Gary Chaison, industrial relations professor at Clark University in Worcester, Mass., said the PATCO incident was a cut-and-dried case of federal employees who challenged the president and said they would strike even though it was illegal.
"You will hear people say that after Ronald Reagan replaced the air traffic controllers, American employers started to replace strikers," Chaison said.
"I have never seen any evidence that decisions by management at private companies replace strikers were a result of Reagan's actions."
Reagan became president at a time when the labor movement had weakened, making him a very easy scapegoat for its problems, Chaison said.
Before Reagan, labor always felt it had an ear in the White House.
But during his administration, labor leaders began to feel marginalized, Chaison said.
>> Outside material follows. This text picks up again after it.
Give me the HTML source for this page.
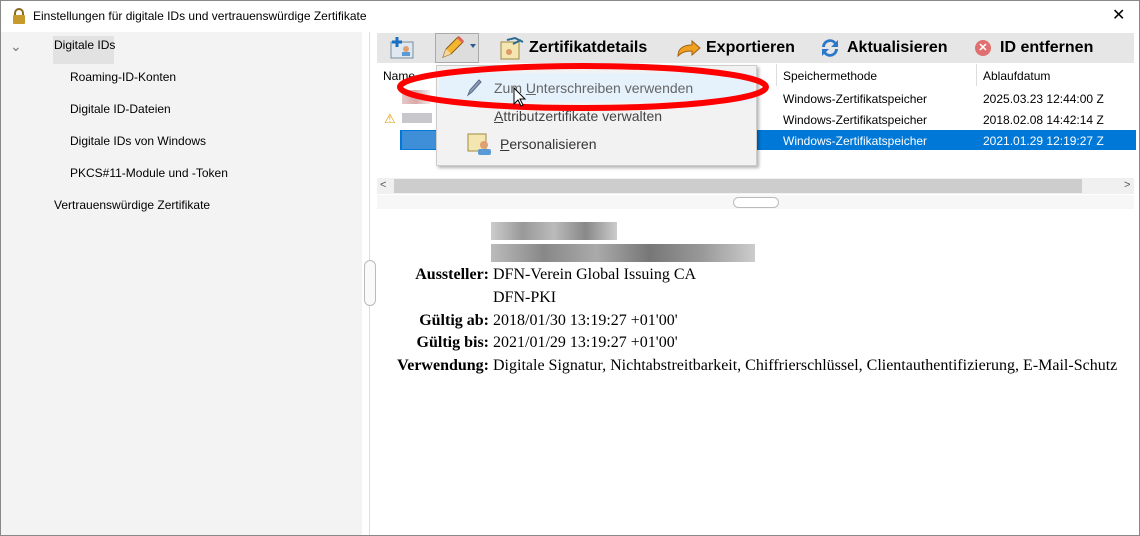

"I do think that Reagan showed the labor movement how important it is to have a friend in the White House and how vulnerable the labor movement can be if they have someone who's not a friend," Chaison said, "because there were no labor law reforms passed, the minimum wage laws were not changed, foreign competition grew tremendously and ate away union jobs."
'Stacked' labor board
Reagan also made it much more difficult for workers who wanted to have a union to get one, said Gordon Lafer, an associate professor at the University of Oregon's labor education and research center.
"Reagan stacked the labor board with people who are anti-union," Lafer said. The right to strike became more theoretical and less real, he noted.
While Reagan did appoint members to the National Labor Relations Board who reflected his political views, previous administrations also had appointed board members who shared their ideologies, noted Alan Draper, a professor of government at St. Lawrence University in Canton, N.Y.
Reagan simply took it to a new level, appointing members who were very anti-union, he said.
"The Reagan years accentuated and exaggerated a trend of decline that was already present before Reagan came on the scene," Draper said.